One of my first reviews for this site was a book review on Tucker Max’s autobiographical recounting of several stories of varying debauchery. The first time through, the book is a raucous, sleazy, often hilarious journey through this guy’s life as basically a championship asshole. The book doesn’t hold up as well as I’d anticipated on subsequent readings once the initial shock and hilarity wears off, but that first go around is fantastic.
And then I heard they were optioning it into a film, and I got worried. Were my fears justified? Unfortunately, they were.

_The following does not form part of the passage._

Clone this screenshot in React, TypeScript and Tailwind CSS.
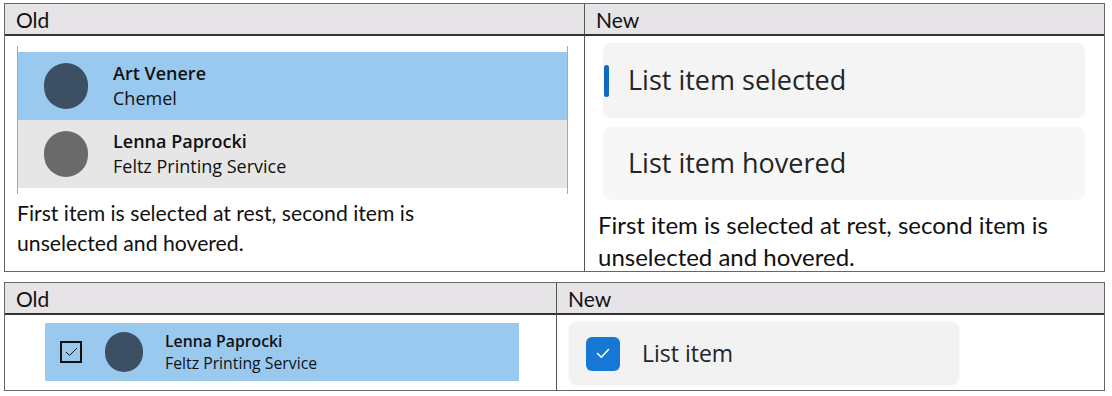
import React from "react";

const caption = "font-['Lato','Liberation_Sans',sans-serif] text-[#111]";
const ui = "font-['Open_Sans','Noto_Sans',sans-serif]";

function Avatar({ color, size }: { color: string; size: string }) {
    return <div className={`rounded-full shrink-0 ${size}`} style={{ backgroundColor: color }} />;
}

function HeaderCell({ label, last }: { label: string; last?: boolean }) {
    return (
        <div className={`h-[32px] bg-[#e6e4e6] border-b-2 border-[#333] pl-[11px] flex items-center text-[21px] leading-none ${caption} ${last ? "" : "border-r border-r-[#555]"}`}>
            {label}
        </div>
    );
}

export default function App() {
    return (
        <div className="w-[1112px] h-[396px] bg-white pt-[3px] pl-[4px]">
            {/* First table: selected + hovered */}
            <div className="w-[1101px] border border-[#666] grid grid-cols-[580px_519px]">
                <HeaderCell label="Old" />
                <HeaderCell label="New" last />

                {/* Old list */}
                <div className="border-r border-[#555] h-[235px] pl-[12px] pt-[10px]">
                    <div className="w-[551px] border-x border-[#aaa] py-[6px]">
                        <div className="h-[68px] bg-[#99c9ef] flex items-center pl-[26px] gap-[25px]">
                            <Avatar color="#3d4f62" size="w-[44px] h-[46px]" />
                            <div className={`${ui} text-[18px] leading-[25px] text-[#111]`}>
                                <div className="font-semibold">Art Venere</div>
                                <div>Chemel</div>
                            </div>
                        </div>
                        <div className="h-[68px] bg-[#e6e6e6] flex items-center pl-[26px] gap-[25px]">
                            <Avatar color="#6a6a6a" size="w-[44px] h-[46px]" />
                            <div className={`${ui} text-[18px] leading-[25px] text-[#111]`}>
                                <div className="font-semibold">Lenna Paprocki</div>
                                <div>Feltz Printing Service</div>
                            </div>
                        </div>
                    </div>
                    <p className={`${caption} text-[21.2px] leading-[30px] mt-[4px] pr-[80px]`}>
                        First item is selected at rest, second item is unselected and hovered.
                    </p>
                </div>

                {/* New list */}
                <div className="h-[235px] pl-[18px] pt-[7px]">
                    <div className="w-[482px] flex flex-col gap-[9px]">
                        <div className="h-[75px] bg-[#f4f4f4] rounded-[8px] flex items-center relative pl-[25px]">
                            <div className="absolute left-[1px] top-[22px] w-[5px] h-[32px] rounded-full bg-[#1068bf]" />
                            <span className={`${ui} text-[27px] text-[#242424]`}>List item selected</span>
                        </div>
                        <div className="h-[73px] bg-[#f7f7f7] rounded-[8px] flex items-center pl-[25px]">
                            <span className={`${ui} text-[27px] text-[#242424]`}>List item hovered</span>
                        </div>
                    </div>
                    <p className={`${caption} text-[24px] leading-[32px] -ml-[5px] mt-[9px] pr-[20px]`}>
                        First item is selected at rest, second item is unselected and hovered.
                    </p>
                </div>
            </div>

            {/* Second table: multiselect */}
            <div className="w-[1101px] mt-[10px] border border-[#666] grid grid-cols-[552px_547px]">
                <HeaderCell label="Old" />
                <HeaderCell label="New" last />

                <div className="border-r border-[#555] h-[75px] pl-[40px] pt-[8px]">
                    <div className="w-[474px] h-[58px] bg-[#99c9ef] flex items-center pl-[15px]">
                        <div className="w-[22px] h-[22px] border-[2.5px] border-[#111] flex items-center justify-center">
                            <svg width="13" height="10" viewBox="0 0 13 10" fill="none">
                                <path d="M1 5l3.5 3.5L12 1" stroke="#111" strokeWidth="1" />
                            </svg>
                        </div>
                        <Avatar color="#3d4f62" size="w-[38px] h-[40px] ml-[23px]" />
                        <div className={`${ui} text-[15.8px] leading-[22px] text-[#111] ml-[22px]`}>
                            <div className="font-semibold">Lenna Paprocki</div>
                            <div>Feltz Printing Service</div>
                        </div>
                    </div>
                </div>

                <div className="h-[75px] pl-[12px] pt-[7px]">
                    <div className="w-[390px] h-[63px] bg-[#f2f2f2] rounded-[8px] flex items-center pl-[17px] shadow-[0_0_4px_rgba(0,0,0,0.04)]">
                        <div className="w-[34px] h-[34px] rounded-[6px] bg-[#1478d4] flex items-center justify-center">
                            <svg width="14" height="11" viewBox="0 0 14 11" fill="none">
                                <path d="M1.5 5.5l3.8 3.8L12.5 1.5" stroke="#fff" strokeWidth="1.6" strokeLinecap="round" strokeLinejoin="round" />
                            </svg>
                        </div>
                        <span className={`${ui} text-[23px] text-[#242424] ml-[22px]`}>List item</span>
                    </div>
                </div>
            </div>
        </div>
    );
}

I Hope They Serve Beer in Hell isn’t a completely terrible movie by any means, it’s just a majorly frustrating one. The book works on the strength of the series of stories Max has to tell, and the differences between them. They’re short, they flow well, and are entertaining as hell. The film decides to structure itself into one long narrative focusing on Tucker’s friend Dan’s Bachelor Party and subsequent wedding, while throwing in pieces of stories from the book that I didn’t recognize as being connected, mainly because they aren’t. Everything in the film is based on a true Max story, but the overall narrative of the movie is tailored to connect the dots of stories that aren’t exactly connected. I hate that approach, and it seems lazy and blatantly disrespectful of its intended audience (i.e., people who read the book).
Matt Czuchry plays Tucker Max, and his performance is fine. He’s Ivy League Stifler, with a ton of money and a vast vocabulary. The real scene stealer is Jesse Bradford as Drew, but even that character provides plenty of frustration. If Drew is based on Sling Blade from the book, which I believe he loosely is, they completely sell him out by having him bang a stripper and enter a relationship with her within a few hours of meeting her. Still, Bradford is great and is the overall biggest reason to see the film.
The film actually starts off well enough. For about the first third of the movie, I found myself a tiny bit frustrated with the narrative, but it was at least entertaining. As soon as Tucker, Drew, and Dan enter the strip club in Salem, the movie completely loses its mojo.
The initial scene in the strip club, which involves Tucker and Drew exchanging insults with a handful of strippers, seems to drag on for an eternity. They just work their way up and down the coach, between Max’s direct sexism and Drew’s brooding sense of humor. The jokes could have worked, but the volume of them takes away from the overall impact of the humor. The strip club literally eats up almost the entire middle third of the movie, and it’s here that the everything begins to flail.
Perhaps the biggest mistake the film makes is letting the real Max collaborate on the screenplay. He’s a talented writer and I like his style, but the temptation is too great for him to embellish with the film version of the character, especially with the dialogue. The dialogue in the book is minimal, and the humor works because it isn’t reliant on the dialogue to carry the story. The film wants to rely entirely on dialogue, and it gets a tad verbose in the middle and ending sections. Max had no official screenwriting credentials, and perhaps him just assisting with the production and handing it off to a skilled screenwriter would have at least improved the structure and flow of the movie.
Honestly, unless you read the book you won’t want to see this. And if you read the book you’ll only be disappointed. The narrative is frustrating and the dialogue is too self-indulgent. It was obviously rushed into production, and I don’t doubt that had their not been such a rush to strike while the iron was hot, the quality would have actually improved. I think the book, had the real Tucker Max been up to it, would have worked great as a half-hour show on HBO, where the smarmy, intellectual dialogue coupled with the overall crassness of the situations could have worked in a more abbreviated medium. As a feature film, it’s unnecessary.